Written task -> Locate every line in the material below that has the word "this". Copy each of those lines.

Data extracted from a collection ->

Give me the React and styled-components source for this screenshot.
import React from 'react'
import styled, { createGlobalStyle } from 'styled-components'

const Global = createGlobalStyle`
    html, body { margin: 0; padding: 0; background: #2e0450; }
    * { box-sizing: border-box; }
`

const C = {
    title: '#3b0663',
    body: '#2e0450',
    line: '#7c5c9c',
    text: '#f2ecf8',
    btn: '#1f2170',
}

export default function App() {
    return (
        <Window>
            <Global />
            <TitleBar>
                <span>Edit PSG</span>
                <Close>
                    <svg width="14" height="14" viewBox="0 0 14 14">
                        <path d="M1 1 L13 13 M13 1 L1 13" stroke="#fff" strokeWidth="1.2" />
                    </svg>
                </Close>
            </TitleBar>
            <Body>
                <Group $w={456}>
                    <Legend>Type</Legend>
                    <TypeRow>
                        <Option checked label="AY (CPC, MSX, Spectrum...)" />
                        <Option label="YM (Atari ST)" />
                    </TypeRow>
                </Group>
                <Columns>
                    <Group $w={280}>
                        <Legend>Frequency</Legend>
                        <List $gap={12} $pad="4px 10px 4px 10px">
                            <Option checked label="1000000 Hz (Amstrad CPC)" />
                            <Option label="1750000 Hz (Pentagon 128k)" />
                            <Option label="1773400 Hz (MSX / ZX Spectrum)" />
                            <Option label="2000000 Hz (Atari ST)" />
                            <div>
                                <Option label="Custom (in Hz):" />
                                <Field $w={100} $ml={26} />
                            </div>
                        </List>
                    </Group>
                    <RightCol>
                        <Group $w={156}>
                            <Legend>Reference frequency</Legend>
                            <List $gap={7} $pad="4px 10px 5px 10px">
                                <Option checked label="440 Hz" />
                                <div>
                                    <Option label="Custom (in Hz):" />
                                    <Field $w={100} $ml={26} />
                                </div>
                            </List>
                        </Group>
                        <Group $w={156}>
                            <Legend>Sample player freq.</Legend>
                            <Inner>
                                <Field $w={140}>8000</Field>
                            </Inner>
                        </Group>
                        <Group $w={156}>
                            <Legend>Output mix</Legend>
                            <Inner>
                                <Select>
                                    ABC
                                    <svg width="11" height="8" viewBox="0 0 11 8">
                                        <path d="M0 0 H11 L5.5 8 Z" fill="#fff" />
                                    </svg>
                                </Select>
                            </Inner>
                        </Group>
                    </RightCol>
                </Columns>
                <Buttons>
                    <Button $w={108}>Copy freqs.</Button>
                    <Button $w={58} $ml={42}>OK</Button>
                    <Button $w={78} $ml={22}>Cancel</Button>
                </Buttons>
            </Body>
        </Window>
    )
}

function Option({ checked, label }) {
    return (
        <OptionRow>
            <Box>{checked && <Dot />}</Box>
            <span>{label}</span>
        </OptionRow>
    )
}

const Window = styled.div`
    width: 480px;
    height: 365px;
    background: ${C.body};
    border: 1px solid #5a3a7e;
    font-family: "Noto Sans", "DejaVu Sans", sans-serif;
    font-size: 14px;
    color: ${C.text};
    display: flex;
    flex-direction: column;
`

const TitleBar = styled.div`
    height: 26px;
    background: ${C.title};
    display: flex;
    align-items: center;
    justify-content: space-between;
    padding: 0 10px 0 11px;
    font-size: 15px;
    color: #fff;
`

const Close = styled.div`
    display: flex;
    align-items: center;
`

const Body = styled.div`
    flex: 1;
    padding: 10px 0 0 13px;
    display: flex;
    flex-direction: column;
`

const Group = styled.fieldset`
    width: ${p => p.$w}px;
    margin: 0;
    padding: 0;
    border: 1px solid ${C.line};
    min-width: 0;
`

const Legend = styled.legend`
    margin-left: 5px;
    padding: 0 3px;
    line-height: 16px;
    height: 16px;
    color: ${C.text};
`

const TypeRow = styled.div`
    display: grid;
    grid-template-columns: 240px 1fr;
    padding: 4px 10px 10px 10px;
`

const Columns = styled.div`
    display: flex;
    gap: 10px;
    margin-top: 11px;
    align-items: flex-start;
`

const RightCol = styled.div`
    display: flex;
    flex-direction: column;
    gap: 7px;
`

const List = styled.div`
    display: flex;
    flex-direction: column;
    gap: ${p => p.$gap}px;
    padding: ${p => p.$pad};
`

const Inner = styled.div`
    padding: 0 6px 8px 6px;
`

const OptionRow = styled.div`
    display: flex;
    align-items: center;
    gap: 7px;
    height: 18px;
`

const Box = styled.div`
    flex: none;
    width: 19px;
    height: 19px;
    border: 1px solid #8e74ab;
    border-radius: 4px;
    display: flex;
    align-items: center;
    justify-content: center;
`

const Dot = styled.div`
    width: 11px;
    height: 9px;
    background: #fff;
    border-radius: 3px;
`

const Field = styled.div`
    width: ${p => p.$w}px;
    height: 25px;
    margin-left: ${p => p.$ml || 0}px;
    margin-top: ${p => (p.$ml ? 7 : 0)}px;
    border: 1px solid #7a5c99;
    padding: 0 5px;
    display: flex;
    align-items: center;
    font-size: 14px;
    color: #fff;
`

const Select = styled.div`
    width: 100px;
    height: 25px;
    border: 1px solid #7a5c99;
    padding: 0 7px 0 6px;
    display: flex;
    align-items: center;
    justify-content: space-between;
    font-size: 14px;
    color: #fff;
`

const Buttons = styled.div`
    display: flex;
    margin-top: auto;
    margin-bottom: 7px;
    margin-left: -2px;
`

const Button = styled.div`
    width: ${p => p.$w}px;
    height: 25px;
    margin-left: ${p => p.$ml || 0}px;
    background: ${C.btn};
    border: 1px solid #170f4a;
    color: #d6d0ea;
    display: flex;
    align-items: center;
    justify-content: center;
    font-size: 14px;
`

...

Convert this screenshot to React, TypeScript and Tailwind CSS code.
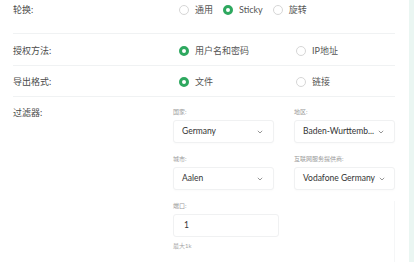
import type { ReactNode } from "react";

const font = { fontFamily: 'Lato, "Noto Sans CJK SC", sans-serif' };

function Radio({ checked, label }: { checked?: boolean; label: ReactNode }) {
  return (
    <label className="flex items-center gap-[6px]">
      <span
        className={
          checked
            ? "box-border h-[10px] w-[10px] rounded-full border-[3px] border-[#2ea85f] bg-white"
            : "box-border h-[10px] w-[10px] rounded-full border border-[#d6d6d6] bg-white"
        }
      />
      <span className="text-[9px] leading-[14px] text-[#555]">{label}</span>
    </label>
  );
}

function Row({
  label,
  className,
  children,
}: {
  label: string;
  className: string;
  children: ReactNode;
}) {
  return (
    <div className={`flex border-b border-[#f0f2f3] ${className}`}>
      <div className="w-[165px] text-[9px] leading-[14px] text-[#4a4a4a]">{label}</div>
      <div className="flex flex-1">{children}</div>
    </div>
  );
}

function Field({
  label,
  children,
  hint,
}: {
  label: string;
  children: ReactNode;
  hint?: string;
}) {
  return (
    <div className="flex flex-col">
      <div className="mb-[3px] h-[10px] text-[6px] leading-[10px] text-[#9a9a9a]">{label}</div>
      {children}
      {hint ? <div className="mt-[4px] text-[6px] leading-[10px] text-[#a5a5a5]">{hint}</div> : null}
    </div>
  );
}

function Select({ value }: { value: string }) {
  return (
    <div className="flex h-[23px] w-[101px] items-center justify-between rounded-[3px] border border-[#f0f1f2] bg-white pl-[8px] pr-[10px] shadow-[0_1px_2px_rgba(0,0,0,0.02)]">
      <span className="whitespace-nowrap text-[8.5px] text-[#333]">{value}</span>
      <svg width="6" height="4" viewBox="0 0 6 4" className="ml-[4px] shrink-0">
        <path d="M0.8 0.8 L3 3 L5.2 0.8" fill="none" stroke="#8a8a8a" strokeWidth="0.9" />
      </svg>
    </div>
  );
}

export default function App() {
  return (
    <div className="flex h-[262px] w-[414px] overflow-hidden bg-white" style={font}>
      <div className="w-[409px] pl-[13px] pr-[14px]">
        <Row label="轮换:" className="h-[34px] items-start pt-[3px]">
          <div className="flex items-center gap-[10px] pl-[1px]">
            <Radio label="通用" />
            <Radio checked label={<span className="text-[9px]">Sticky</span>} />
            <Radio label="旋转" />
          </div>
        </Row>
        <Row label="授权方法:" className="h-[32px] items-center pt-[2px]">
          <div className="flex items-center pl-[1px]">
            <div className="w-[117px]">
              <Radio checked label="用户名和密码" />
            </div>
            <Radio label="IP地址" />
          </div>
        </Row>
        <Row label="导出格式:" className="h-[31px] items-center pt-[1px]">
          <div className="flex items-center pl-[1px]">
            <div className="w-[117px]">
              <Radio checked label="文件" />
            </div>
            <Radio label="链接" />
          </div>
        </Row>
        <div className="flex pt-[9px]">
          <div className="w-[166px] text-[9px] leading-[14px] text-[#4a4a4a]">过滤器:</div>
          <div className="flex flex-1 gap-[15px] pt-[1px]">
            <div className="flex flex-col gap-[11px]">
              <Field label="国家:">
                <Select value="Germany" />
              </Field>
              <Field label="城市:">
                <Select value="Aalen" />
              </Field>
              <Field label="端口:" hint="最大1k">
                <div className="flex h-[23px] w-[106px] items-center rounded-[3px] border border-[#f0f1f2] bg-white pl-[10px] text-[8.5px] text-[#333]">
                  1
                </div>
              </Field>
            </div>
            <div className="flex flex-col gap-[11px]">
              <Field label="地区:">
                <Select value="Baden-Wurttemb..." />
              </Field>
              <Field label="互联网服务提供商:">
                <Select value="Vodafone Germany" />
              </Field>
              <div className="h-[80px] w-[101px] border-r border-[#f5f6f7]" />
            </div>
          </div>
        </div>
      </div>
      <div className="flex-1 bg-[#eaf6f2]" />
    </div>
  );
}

In response ->
Give me the React and styled-components source for this screenshot.
Convert this screenshot to React, TypeScript and Tailwind CSS code.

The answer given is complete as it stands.